If your process includes business directory submission for new profiles, build cleanup rules into the submission step. It is easier to prevent inconsistency than to repair it later.
When to revisit
The best NAP consistency process is not a one-time project. It is a maintenance rhythm. Revisit your listings when any underlying business input changes and schedule periodic reviews even when nothing obvious has changed.
Use this practical revisit checklist:
- Before seasonal planning cycles: confirm your hours, phone routing, appointment pages, and high-traffic profiles before busy periods.
- When workflows or tools change: new call tracking systems, CRM tools, booking tools, or location management software can accidentally introduce new listing discrepancies.
- After a move, rebrand, or phone change: run a full audit, not just a spot update.
- After launching new locations: verify that existing branch data was not copied incorrectly into new profiles.
- After staff turnover: make sure account access, verification ownership, and documentation are still current.
- Quarterly or twice yearly: perform a lightweight audit of top platforms, your website, and a sample of secondary citations.
- After discovering a duplicate or customer complaint: treat that as a signal to check the broader citation set, not just the one listing reported.

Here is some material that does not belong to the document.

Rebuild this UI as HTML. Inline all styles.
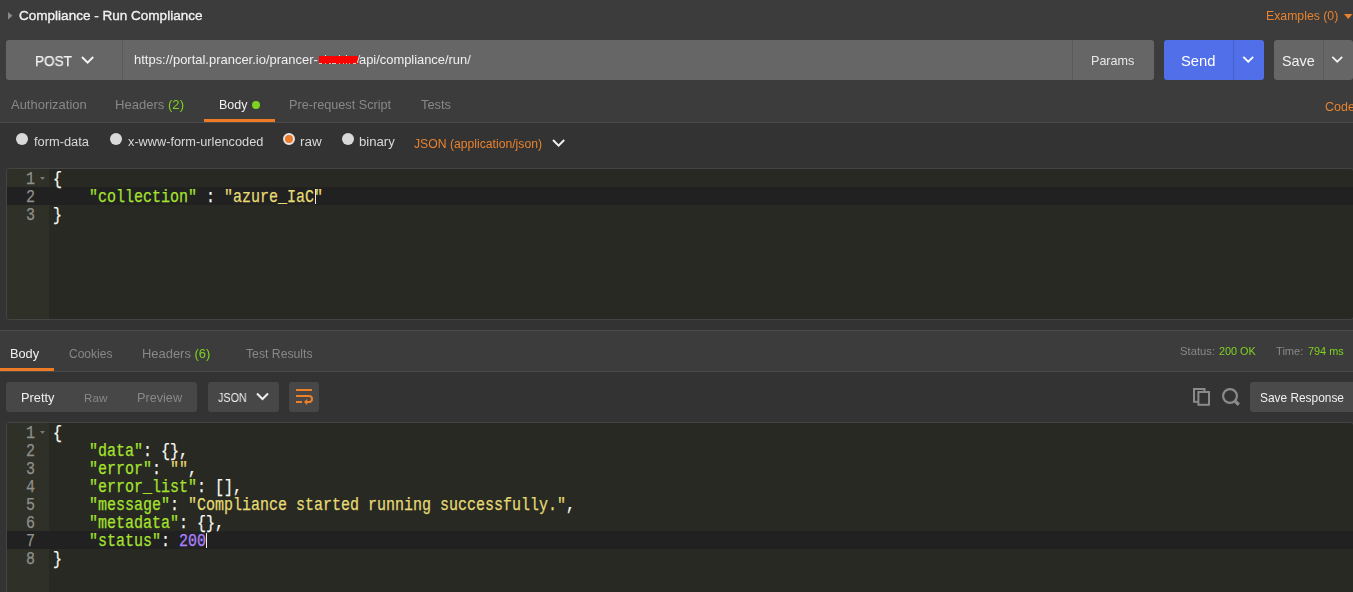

To keep the work manageable, create a simple recurring workflow:
- Open your canonical NAP record.
- Review website contact details first.
- Check primary profiles and maps.
- Spot-check secondary directories and industry sites.

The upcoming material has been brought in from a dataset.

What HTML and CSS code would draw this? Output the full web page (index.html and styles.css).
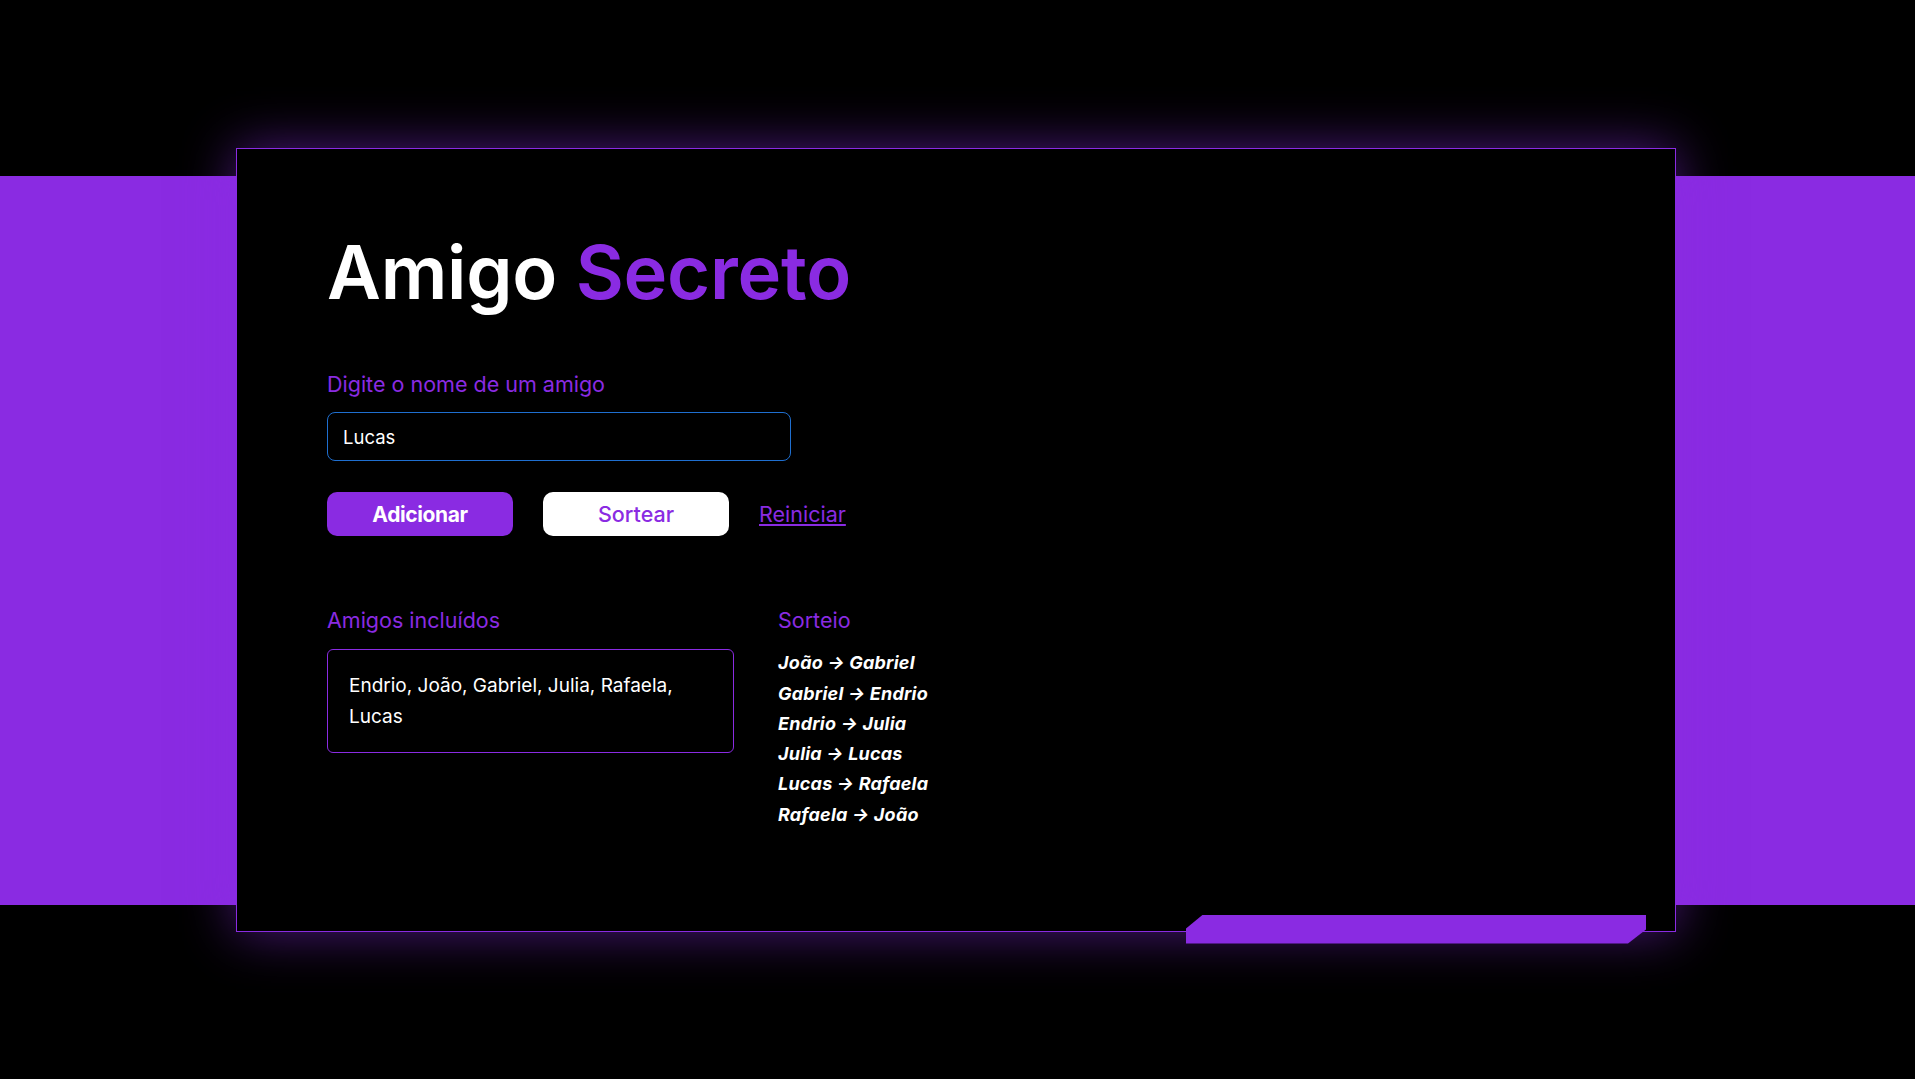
FILE: index.html
```html
<!DOCTYPE html>
<html lang="pt-BR">
<head>
<meta charset="UTF-8">
<title>Amigo Secreto</title>
<link rel="stylesheet" href="styles.css">
</head>
<body>
  <main class="card">
    <h1 class="title">Amigo <span class="accent">Secreto</span></h1>

    <section class="form">
      <label class="label" for="amigo">Digite o nome de um amigo</label>
      <input id="amigo" class="input" type="text" value="Lucas">
      <div class="actions">
        <button class="btn btn-primary">Adicionar</button>
        <button class="btn btn-secondary">Sortear</button>
        <a class="link" href="#">Reiniciar</a>
      </div>
    </section>

    <section class="results">
      <div class="col col-friends">
        <h2 class="subtitle">Amigos incluídos</h2>
        <div class="friends-box">Endrio, João, Gabriel, Julia, Rafaela, Lucas</div>
      </div>
      <div class="col col-draw">
        <h2 class="subtitle">Sorteio</h2>
        <ul class="draw-list">
          <li>João → Gabriel</li>
          <li>Gabriel → Endrio</li>
          <li>Endrio → Julia</li>
          <li>Julia → Lucas</li>
          <li>Lucas → Rafaela</li>
          <li>Rafaela → João</li>
        </ul>
      </div>
    </section>

    <div class="deco-bar"></div>
  </main>
</body>
</html>
```

FILE: styles.css
```css
html, body {
  margin: 0;
  padding: 0;
}

body {
  height: 100vh;
  background: linear-gradient(to bottom,
    #000 0, #000 176px,
    #8a2be2 176px, #8a2be2 905px,
    #000 905px, #000 100%);
  display: flex;
  align-items: center;
  justify-content: center;
  font-family: "Inter", "Noto Sans", sans-serif;
  color: #fff;
}

.card {
  position: relative;
  box-sizing: border-box;
  width: 1440px;
  height: 784px;
  margin-right: 3px;
  background: #000;
  border: 1px solid #8a2be2;
  box-shadow: 0 0 50px rgba(138, 43, 226, 0.55);
  padding: 79px 90px 0 90px;
}

.title {
  margin: 0;
  font-family: "Inter", sans-serif;
  font-weight: 600;
  font-size: 74px;
  line-height: 88.8px;
  letter-spacing: -0.2px;
  color: #fff;
}

.accent {
  color: #8a2be2;
}

.form {
  margin-top: 55px;
  display: flex;
  flex-direction: column;
}

.label {
  font-size: 21.5px;
  color: #8a2be2;
  line-height: 26px;
}

.input {
  margin-top: 15px;
  box-sizing: border-box;
  width: 464px;
  height: 49px;
  background: #000;
  border: 1px solid #1f6fd0;
  border-radius: 8px;
  color: #fff;
  font-family: "Inter", sans-serif;
  font-size: 18.5px;
  padding: 0 15px;
  outline: none;
}

.actions {
  margin-top: 31px;
  display: flex;
  align-items: center;
  gap: 30px;
}

.btn {
  width: 186px;
  height: 44px;
  border: none;
  border-radius: 10px;
  font-family: "Inter", sans-serif;
  font-size: 21px;
  cursor: pointer;
}

.btn-primary {
  background: #8a2be2;
  color: #fff;
  font-weight: 700;
  letter-spacing: -0.4px;
}

.btn-secondary {
  background: #fff;
  color: #8a2be2;
  font-weight: 500;
  font-size: 21.5px;
}

.link {
  color: #8a2be2;
  font-size: 21.5px;
  text-decoration: underline;
}

.results {
  margin-top: 71px;
  display: flex;
  gap: 44px;
}

.subtitle {
  margin: 0;
  font-size: 21.5px;
  font-weight: 400;
  line-height: 26px;
  color: #8a2be2;
}

.col-friends {
  width: 407px;
}

.friends-box {
  margin-top: 16px;
  box-sizing: border-box;
  width: 407px;
  height: 104px;
  border: 1px solid #8a2be2;
  border-radius: 6px;
  padding: 21px 21px 0 21px;
  font-size: 19px;
  line-height: 30.5px;
}

.draw-list {
  list-style: none;
  margin: 15px 0 0 0;
  padding: 0;
  font-size: 18px;
  font-weight: 700;
  font-style: italic;
  line-height: 30.3px;
  letter-spacing: 0.2px;
}

.deco-bar {
  position: absolute;
  left: 949px;
  top: 766px;
  width: 460px;
  height: 29px;
  background: #8a2be2;
  clip-path: polygon(17px 0, 100% 0, 100% 15px, calc(100% - 18px) 100%, 0 100%, 0 14px);
}
```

- Search for old names, old phone numbers, and old addresses.
- Log unresolved access or verification issues.
- Set a date for the next audit.
That small routine is often enough to prevent directory listing errors from compounding over time. If you treat NAP consistency as an ongoing record-keeping discipline rather than a one-off SEO task, your listings become easier to trust, easier to maintain, and easier to build on whenever you submit business listing updates in the future.
For next steps, keep your core documentation current, maintain a focused list of free citation sites that match your geography and industry, and revisit your canonical business data whenever the business itself changes. That is the simplest way to keep local citation building useful instead of messy.